1. A Direct Current (DC) powered heating pad for a bed comprising:

a plurality of carbon fiber filaments (2 a) arranged in parallel for generating heat,

a power distributing element (2 c) for supplying power to the plurality of carbon fiber filaments (2 a),

a pair of metal bands (2 b) for coupling both ends of the carbon fiber filaments (2 a) and distributing the power supplied through the power distributing element (2 c),

a thermal material (2) for enveloping the plurality of carbon fiber filaments (2 a) arranged in parallel to consistently maintain the heat, and

a set of covering materials (1, 3) for protecting said thermal material (2) and said carbon fiber filaments (2 a).

2. The DC powered heating pad as claimed in claim 1, wherein said carbon fiber filaments (2 a) are made up of more than 3,000 strands.

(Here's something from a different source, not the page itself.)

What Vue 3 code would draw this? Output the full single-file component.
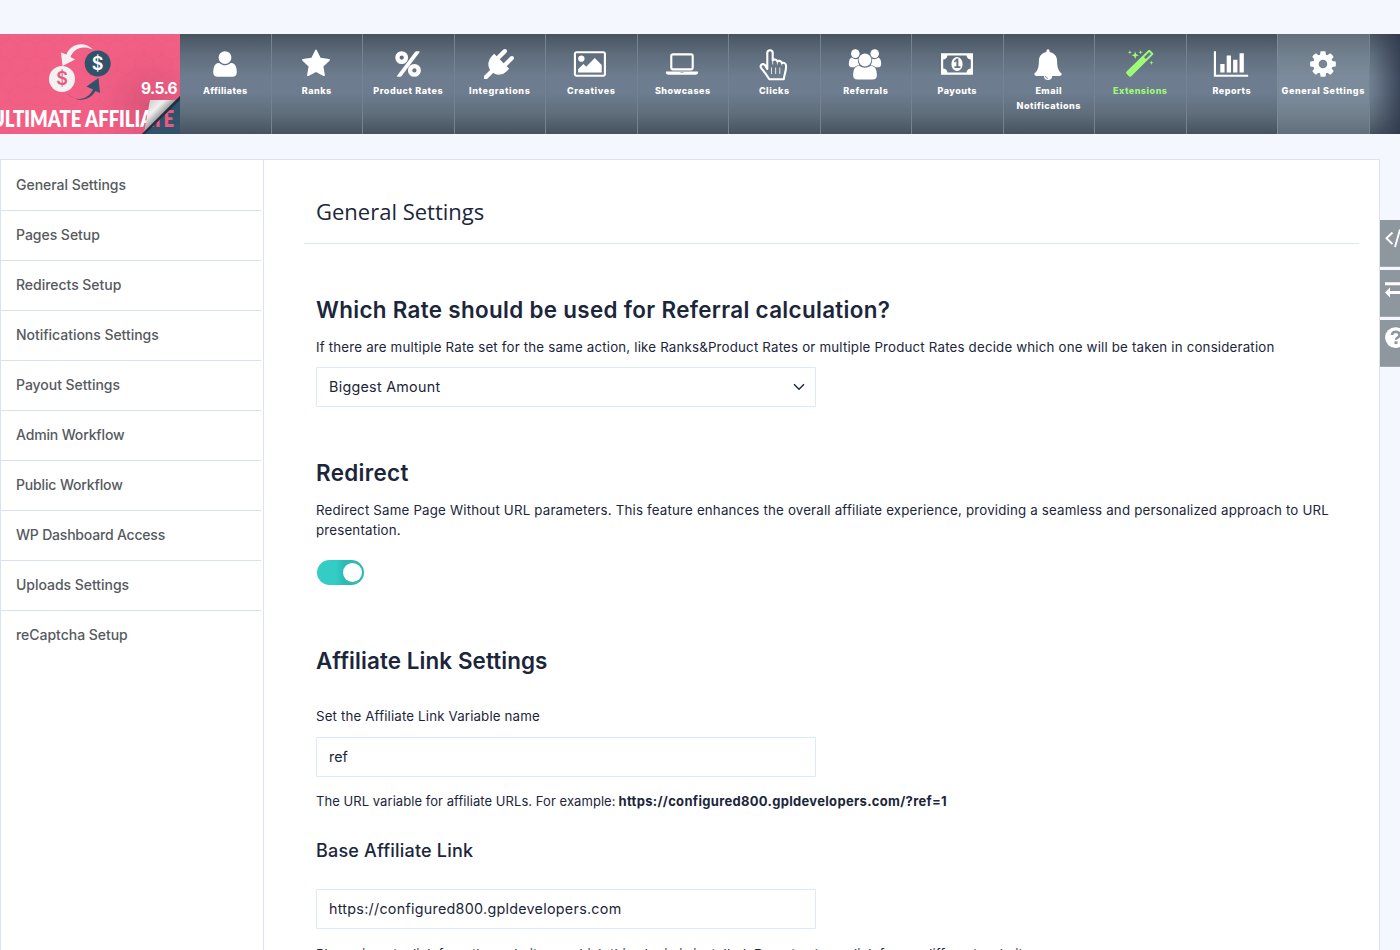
<script setup>
const tabs = [
  { id: 'user', label: 'Affiliates', cls: 'ls-s' },
  { id: 'star', label: 'Ranks', cls: 'ls-m' },
  { id: 'percent', label: 'Product Rates', cls: 'ls-l' },
  { id: 'plug', label: 'Integrations', cls: 'ls-l' },
  { id: 'image', label: 'Creatives', cls: 'ls-l' },
  { id: 'laptop', label: 'Showcases', cls: 'ls-m' },
  { id: 'hand', label: 'Clicks', cls: 'ls-m' },
  { id: 'users', label: 'Referrals', cls: 'ls-m' },
  { id: 'money', label: 'Payouts', cls: 'ls-m' },
  { id: 'bell', label: 'Email Notifications', cls: 'ls-m' },
  { id: 'magic', label: 'Extensions', cls: 'ls-m', green: true },
  { id: 'chart', label: 'Reports', cls: 'ls-m' },
  { id: 'cog', label: 'General Settings', cls: 'ls-l', active: true },
]
const paths = {
  user: 'M1600 1405q0 120-73 189.5t-194 69.5h-874q-121 0-194-69.5t-73-189.5q0-53 3.500-103.500t14-109 26.500-108.500 43-97.500 62-81 85.500-53.500 111.500-20q9 0 42 21.500t74.500 48 108 48 133.500 21.500 133.500-21.500 108-48 74.500-48 42-21.500q61 0 111.500 20t85.500 53.500 62 81 43 97.500 26.500 108.500 14 109 3.500 103.500zm-320-893q0 159-112.500 271.500t-271.500 112.500-271.500-112.500-112.500-271.500 112.500-271.500 271.500-112.500 271.500 112.500 112.500 271.500z',
  star: 'M1728 647q0 22-26 48l-363 354 86 500q1 7 1 20 0 21-10.500 35.500t-30.500 14.500q-19 0-40-12l-449-236-449 236q-22 12-40 12-21 0-31.500-14.500t-10.500-35.500q0-6 2-20l86-500-364-354q-25-27-25-48 0-37 56-46l502-73 225-455q19-41 49-41t49 41l225 455 502 73q56 9 56 46z',
  plug: 'M1755 453q37 38 37 90.500t-37 90.500l-401 400 150 150-160 160q-163 163-389.500 186.500t-411.500-100.500l-362 362h-181v-181l362-362q-124-185-100.500-411.500t186.500-389.500l160-160 150 150 400-401q38-37 91-37t90 37 37 90.500-37 90.500l-400 401 234 234 401-400q38-37 91-37t90 37z',
  image: 'M512 576q0 80-56 136t-136 56-136-56-56-136 56-136 136-56 136 56 56 136zm1024 384v448h-1408v-192l320-320 160 160 512-512zm96-704h-1600q-13 0-22.500 9.500t-9.500 22.500v1216q0 13 9.500 22.500t22.500 9.500h1600q13 0 22.500-9.500t9.500-22.500v-1216q0-13-9.500-22.500t-22.500-9.500zm160 32v1216q0 66-47 113t-113 47h-1600q-66 0-113-47t-47-113v-1216q0-66 47-113t113-47h1600q66 0 113 47t47 113z',
  laptop: 'M352 1280q-66 0-113-47t-47-113v-704q0-66 47-113t113-47h1088q66 0 113 47t47 113v704q0 66-47 113t-113 47h-1088zm-32-864v704q0 13 9.500 22.500t22.500 9.500h1088q13 0 22.500-9.500t9.500-22.500v-704q0-13-9.500-22.500t-22.500-9.500h-1088q-13 0-22.500 9.500t-9.500 22.500zm1376 928h160v96q0 40-47 68t-113 28h-1600q-66 0-113-28t-47-68v-96h1760zm-720 96q16 0 16-16t-16-16h-160q-16 0-16 16t16 16h160z',
  chart: 'M512 896v512h-256v-512h256zm384-512v1024h-256v-1024h256zm1024 1152v128h-2048v-1536h128v1408h1920zm-640-896v768h-256v-768h256zm384-384v1152h-256v-1152h256z',
  cog: 'M1152 896q0-106-75-181t-181-75-181 75-75 181 75 181 181 75 181-75 75-181zm512-109v222q0 12-8 23t-20 13l-185 28q-19 54-39 91 35 50 107 138 10 12 10 25t-9 23q-27 37-99 108t-94 71q-12 0-26-9l-138-108q-44 23-91 38-16 136-29 186-7 28-36 28h-222q-14 0-24.500-8.500t-11.500-21.500l-28-184q-49-16-90-37l-141 107q-10 9-25 9-14 0-25-11-126-114-165-168-7-10-7-23 0-12 8-23 15-21 51-66.500t54-70.500q-27-50-41-99l-183-27q-13-2-21-12.500t-8-23.500v-222q0-12 8-23t19-13l186-28q14-46 39-92-40-57-107-138-10-12-10-24 0-10 9-23 26-36 98.500-107.500t94.500-71.500q13 0 26 10l138 107q44-23 91-38 16-136 29-186 7-28 36-28h222q14 0 24.500 8.500t11.500 21.500l28 184q49 16 90 37l142-107q9-9 24-9 13 0 25 10 129 119 165 170 7 8 7 22 0 12-8 23-15 21-51 66.500t-54 70.500q26 50 41 98l183 28q13 2 21 12.500t8 23.500z',
}
const sections = [
  'General Settings', 'Pages Setup', 'Redirects Setup', 'Notifications Settings', 'Payout Settings',
  'Admin Workflow', 'Public Workflow', 'WP Dashboard Access', 'Uploads Settings', 'reCaptcha Setup',
]
</script>

<template>
  <div class="page">
    <header class="bar">
      <div class="brand">
        <svg width="180" height="100" viewBox="0 0 180 100">
          <defs>
            <pattern id="hex" width="18" height="31" patternUnits="userSpaceOnUse">
              <path d="M9 0v5l9 5v11l-9 5v5M9 5l-9 5v11l9 5" fill="none" stroke="#d94f74" stroke-opacity=".22" />
            </pattern>
            <linearGradient id="curl" x1="150" y1="66" x2="168" y2="84" gradientUnits="userSpaceOnUse">
              <stop offset="0" stop-color="#cfcfcf" />
              <stop offset=".4" stop-color="#f0f0f0" />
              <stop offset=".8" stop-color="#8d8d8d" />
            </linearGradient>
            <radialGradient id="shade" cx="150" cy="72" r="62" gradientUnits="userSpaceOnUse">
              <stop offset="0" stop-color="#a93f62" stop-opacity=".35" />
              <stop offset="1" stop-color="#d94f74" stop-opacity="0" />
            </radialGradient>
            <clipPath id="fold"><path d="M180 62v38h-38z" /></clipPath>
          </defs>
          <rect width="180" height="100" fill="#f25f85" />
          <rect width="180" height="100" fill="url(#hex)" />
          <rect width="180" height="100" fill="url(#shade)" />
          <path d="M93 15.500C84 6 70 10 66.500 20.500l-5.500-2 1.500 13.500L75 25.500l-4.500-2.500c3-8 11-12.500 22.500-7.500z" fill="#f2f2f2" />
          <path d="M67 59.500c10 10 22 5 26-4l-6.500-3L98.500 44l1.500 15-4.500-2c-5 9-17 13-28.500 2.500z" fill="#31526a" />
          <circle cx="97.700" cy="29.500" r="13" fill="#31526a" />
          <circle cx="62" cy="45" r="13" fill="#f2f2f2" />
          <text class="coin" x="97.700" y="35.500" fill="#fff">$</text>
          <text class="coin" x="62" y="51" fill="#e95a80">$</text>
          <text class="name" x="-9" y="93.300" textLength="183" lengthAdjust="spacingAndGlyphs" fill="#fff">ULTIMATE AFFILIATE</text>
          <path d="M150 66h27l-33 33z" fill="url(#curl)" />
          <path d="M180 62v38h-38z" fill="#31526a" />
          <text class="name" x="-9" y="93.300" textLength="183" lengthAdjust="spacingAndGlyphs" fill="#e95a80" clip-path="url(#fold)">ULTIMATE AFFILIATE</text>
          <path d="M180 62l-38 38h3l35-34z" fill="#22303f" />
        </svg>
        <span class="version">9.5.6</span>
      </div>
      <nav class="tabs">
        <a v-for="t in tabs" :key="t.id" class="tab" :class="{ active: t.active, green: t.green }">
          <svg v-if="paths[t.id]" class="ico" :class="t.id" width="34" height="30" viewBox="-119 0 2031 1792"><path :d="paths[t.id]" /></svg>
          <svg v-else-if="t.id === 'percent'" class="ico" width="34" height="30" viewBox="0 0 34 30">
            <g fill="none" stroke="currentColor" stroke-width="4.300"><circle cx="10.700" cy="8.600" r="4.300" /><circle cx="23.400" cy="21.400" r="4.300" /></g>
            <path d="M25.500 2.200h2.300q1.500 0 .6 1.400L10.600 27.100q-.5.700-1.300.7H6.900q-1.500 0-.6-1.400L24 3.100q.6-.9 1.500-.9z" />
          </svg>
          <svg v-else-if="t.id === 'hand'" class="ico tall nudge" width="34" height="34" viewBox="0 0 34 34">
            <path fill="none" stroke="currentColor" stroke-width="2.100" stroke-linejoin="round" d="M11.300 20V4a2.700 2.700 0 0 1 5.400 0v7.500c1-1.600 4.200-1.300 4.700 1 1.500-1.300 4-.6 4.400 1.500 2.200-.8 4.300.4 4.300 3.200 0 5.500-1.700 7.300-2.300 13H13.300C11 26.500 8.500 23 5.500 19.500c-2.300-2.800.8-5.800 3.500-3.400z" />
            <path fill="none" stroke="currentColor" stroke-width=".8" d="M16.700 11v4.500M21.400 12.500v3M25.800 14v2.500M15.500 18.500v6.500M19.600 18.500v6.500M23.800 18.500v6.500" />
          </svg>
          <svg v-else-if="t.id === 'users'" class="ico tall" width="34" height="34" viewBox="0 0 34 34">
            <circle cx="7.300" cy="4.600" r="4.300" /><circle cx="26.700" cy="4.600" r="4.300" />
            <path d="M3.500 8.500q3.800 2.600 6.300 1.200-.4 3.600 1.600 6.500-3.200.1-5 2.100H4.300Q.8 18.300.8 15.200q0-5.300 2.700-6.700zM30.500 8.500q-3.800 2.600-6.300 1.200.4 3.600-1.600 6.500 3.200.1 5 2.100h2.100q3.500 0 3.500-3.100 0-5.300-2.700-6.700z" />
            <circle cx="17" cy="11" r="6.400" />
            <path d="M11 16.700q5.800 4.300 12 0 5.900.6 5.900 9.300 0 4.600-4.500 4.600H9.600q-4.500 0-4.500-4.600 0-8.700 5.900-9.300z" />
          </svg>
          <svg v-else-if="t.id === 'money'" class="ico" width="34" height="30" viewBox="0 0 34 30">
            <path fill-rule="evenodd" d="M1 4.300h32v21.400H1zM7.400 6.400A4.200 4.200 0 0 1 3.200 10.600v8.800a4.200 4.200 0 0 1 4.200 4.200h19.200a4.200 4.200 0 0 1 4.200-4.200v-8.800a4.200 4.200 0 0 1-4.200-4.200z" />
            <ellipse cx="17" cy="15" rx="5.600" ry="6.900" />
            <path class="cut" d="M13.800 12.200l2.800-2.600h1.800v7.700h2v1.600h-6v-1.600h2v-5l-1.400 1.200z" />
          </svg>
          <svg v-else-if="t.id === 'bell'" class="ico tall" width="34" height="34" viewBox="0 0 34 34">
            <path d="M17 .2q1.600 0 1.600 1.700v1.200c5.200.9 7.500 4.800 7.500 9.200 0 6.600 1.600 9.900 4.700 12.500 0 1.200-.9 2.100-2.100 2.100h-7.600a4.100 4.100 0 0 1-8.200 0H5.300a2.100 2.100 0 0 1-2.100-2.100c3.100-2.600 4.700-5.900 4.700-12.500 0-4.400 2.300-8.300 7.500-9.200V1.900Q15.400.2 17 .2z" />
            <path class="line" d="M14.400 26.900q.2 2.400 2.600 2.500" />
          </svg>
          <svg v-else class="ico" width="34" height="30" viewBox="0 0 34 30">
            <path d="M3.400 22.800L25.300 1.200q.9-.8 1.800 0l2.800 2.700q.9.900 0 1.800L8 27.400q-.9.800-1.800 0l-2.800-2.800q-.8-.9 0-1.800z" />
            <path class="cut" d="M21 8.200l5.200-5.200 1.900 1.900-5.200 5.200z" />
            <path d="M12.200 2.500l1 2.700 2.700 1-2.700 1-1 2.700-1-2.700-2.700-1 2.700-1zM6.900 1l.5 1.700 1.700.5-1.700.5-.5 1.700-.5-1.700-1.700-.5 1.700-.5zM17.600 1l.5 1.700 1.700.5-1.700.5-.5 1.700-.5-1.700-1.700-.5 1.700-.5zM28.400 11.600l.5 1.700 1.700.5-1.700.5-.5 1.700-.5-1.700-1.700-.5 1.700-.5z" />
          </svg>
          <span class="label" :class="t.cls">{{ t.label }}</span>
        </a>
      </nav>
    </header>

    <div class="panel">
      <aside class="side">
        <a v-for="s in sections" :key="s" class="side-item">{{ s }}</a>
      </aside>
      <main class="main">
        <h1 class="title">General Settings</h1>
        <div class="form">
          <h2 class="h2">Which Rate should be used for Referral calculation?</h2>
          <p class="desc">If there are multiple Rate set for the same action, like Ranks&amp;Product Rates or multiple Product Rates decide which one will be taken in consideration</p>
          <div class="field select">
            <span>Biggest Amount</span>
            <svg class="caret" width="12" height="8" viewBox="0 0 12 8"><path d="M1 1.300l5 5 5-5" fill="none" stroke="#1f2a3d" stroke-width="1.500" /></svg>
          </div>

          <h2 class="h2">Redirect</h2>
          <p class="desc">Redirect Same Page Without URL parameters. This feature enhances the overall affiliate experience, providing a seamless and personalized approach to URL<br>presentation.</p>
          <div class="switch"><i class="knob"></i></div>

          <h2 class="h2 link-head">Affiliate Link Settings</h2>
          <p class="desc name-label">Set the Affiliate Link Variable name</p>
          <div class="field name-field">ref</div>
          <p class="desc hint"><span class="hint-text">The URL variable for affiliate URLs. For example:</span> <strong>https://configured800.gpldevelopers.com/?ref=1</strong></p>
          <h3 class="h3">Base Affiliate Link</h3>
          <div class="field url-field">https://configured800.gpldevelopers.com</div>
          <p class="desc last">Please insert a link from the website on which this plugin is installed. Do not set up a link from a different website.</p>
        </div>
      </main>
    </div>

    <div class="dock">
      <div class="dock-item">
        <svg width="32" height="47" viewBox="0 0 32 47"><path d="M12.500 12.500L6.500 18.300l6 5.800M20 9.500l-5 17.500" fill="none" stroke="#fff" stroke-width="1.900" /></svg>
      </div>
      <div class="dock-item">
        <svg width="32" height="47" viewBox="0 0 32 47"><path d="M5 12.300h22v3H5zM5 22.500l5-5v3.400h17v3.200H10v3.400z" fill="#fff" /></svg>
      </div>
      <div class="dock-item">
        <svg width="32" height="47" viewBox="0 0 32 47">
          <circle cx="15.500" cy="17.600" r="10.400" fill="#fff" />
          <path d="M12 15q.3-3.300 3.800-3.300 3.700.2 3.700 3 0 1.800-1.900 2.900-1.600.8-1.600 2.100" fill="none" stroke="#8f979e" stroke-width="2.600" />
          <path d="M14.500 21.300h3v2.800h-3z" fill="#8f979e" />
        </svg>
      </div>
    </div>
  </div>
</template>

<style>
html, body { margin: 0; background: #f4f7fe; }
body { overflow: hidden; }
</style>

<style scoped>
.page { position: relative; height: 950px; overflow: hidden; padding-top: 34px; box-sizing: border-box; background: #f4f7fe; font-family: Inter, "Open Sans", sans-serif; color: #1b263b; }
.bar { display: flex; height: 100px; background: linear-gradient(90deg, transparent 1372px, rgba(42, 52, 72, .75) 1400px), linear-gradient(#47535f, #5e6c7b 20%, #6d7c8e 42%, #6d7c8e 60%, #5f6d7b 80%, #46525e); }
.brand { position: relative; width: 180px; flex: none; overflow: hidden; }
.brand svg { display: block; }
.coin { font: 600 18px Inter, sans-serif; text-anchor: middle; }
.name { font: 800 22.300px Lato, sans-serif; }
.version { position: absolute; right: 3px; top: 45px; font: 700 15.500px/20px Inter, sans-serif; letter-spacing: -.6px; color: #fff; }
.tabs { display: flex; }
.tab { display: flex; flex-direction: column; align-items: center; position: relative; width: 91.500px; box-sizing: border-box; border-right: 1px solid #748292; padding-top: 15px; color: #fff; }
.tab.green { color: #9dfb78; }
.tab.active { background: rgba(157, 170, 182, .32); box-shadow: -1px 0 #7d8a99; }
.ico { flex: none; overflow: visible; fill: currentColor; margin: 0 1px 4px 0; }
.ico.tall { margin-bottom: 0; }
.ico.nudge { margin-right: 2px; }
.ico.image { margin-right: 0; }
.cut { fill: #66768a; }
.line { fill: none; stroke: #66768a; stroke-width: .8; }
.label { font-size: 9px; font-weight: 800; line-height: 15px; text-align: center; width: 88px; }
.ls-s { letter-spacing: .36px; }
.ls-m { letter-spacing: .5px; }
.ls-l { letter-spacing: .6px; }
.panel { display: flex; width: 1380px; height: 800px; margin-top: 25px; box-sizing: border-box; border: 1px solid #dbe3f1; background: #fff; }
.side { width: 260px; flex: none; border-right: 1px solid #dbe3f1; padding-right: 2px; }
.side-item { display: block; height: 50px; line-height: 48px; padding-left: 15px; font-size: 14px; font-weight: 500; letter-spacing: -.03px; color: #555a60; border-bottom: 1px solid #d9e1ed; box-sizing: border-box; }
.side-item:first-child { height: 51px; line-height: 50px; }
.side-item:last-child { border: 0; }
.side-item:nth-child(6), .side-item:nth-child(7) { letter-spacing: -.15px; }
.side-item:nth-child(8) { letter-spacing: -.2px; }
.main { flex: 1; min-width: 0; padding: 0 20px 0 40px; }
.title { margin: 0; padding: 36px 12px 17px; font: 400 22px/30px "Open Sans", sans-serif; border-bottom: 1px solid #dfe8fa; }
.form { padding: 0 0 0 12px; }
.h2 { margin: 51px 0 0; font-size: 22.400px; line-height: 30px; font-weight: 600; letter-spacing: .33px; }
.desc { position: relative; top: -1px; margin: 13px 0 0; font-size: 13.300px; line-height: 20px; letter-spacing: .184px; white-space: nowrap; }
.field { display: flex; align-items: center; width: 500px; height: 40px; box-sizing: border-box; border: 1px solid #dce8fb; border-radius: 1px; padding: 0 10px 2px 12px; font-size: 14.300px; letter-spacing: .28px; }
.select { margin-top: 9px; justify-content: space-between; }
.caret { position: relative; top: 1px; }
.switch { width: 47px; height: 25px; margin: 19px 0 0 1px; border-radius: 13px; box-sizing: border-box; padding: 3px 2.500px; display: flex; justify-content: flex-end; background: linear-gradient(90deg, #33cdc5 40%, #2bbab4 58%); }
.knob { width: 19px; height: 19px; border-radius: 50%; background: #fff; }
.link-head { margin-top: 61px; letter-spacing: .1px; }
.name-label { margin-top: 31px; letter-spacing: .15px; }
.name-field { margin-top: 10px; letter-spacing: 0; }
.hint { margin-top: 15px; font-size: 13px; }
.hint-text { letter-spacing: .057px; }
.hint strong { margin-left: -.800px; font-weight: 700; letter-spacing: .31px; }
.h3 { margin: 27px 0 0; font-size: 18px; line-height: 24px; font-weight: 500; letter-spacing: .19px; }
.url-field { margin-top: 26px; }
.last { top: 0; margin-top: 15px; letter-spacing: .06px; }
.dock { position: absolute; left: 1380px; top: 220px; width: 32px; display: grid; gap: 3px; }
.dock-item { height: 47px; background: #8f979e; box-shadow: inset 0 -1px #a0a7ae; overflow: hidden; }
.dock-item svg { display: block; }
</style>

3. The DC powered heating pad as claimed in claim 1, wherein said metal bands (2 b) are made of copper that forms a flexible strap.

4. The DC powered heating pad as claimed in claim 1, further comprising an adapter including circuitry, wherein said adapter is directly plugged into a regular wall outlet of Alternating Current (AC) as a power source, so that said adapter transforms the AC to Direct Current (DC).

5. The DC powered heating pad as claimed in claim 4, wherein said circuitry is a bridge rectifier circuit.

6. The DC powered heating pad as claimed in claim 5, wherein said bridge rectifier circuit further comprises a condenser (C) and a diode (D).

7. The DC powered heating pad as claimed in claim 1, wherein said plurality of carbon fiber filaments (2 a) is arranged in parallel to the length of the heating pad for easily rolling up along the width.

8. The DC powered heating pad as claimed in claim 1, wherein said plurality of carbon fiber filaments (2 a) is arranged in parallel to the width of the heating pad for easily rolling up along the length.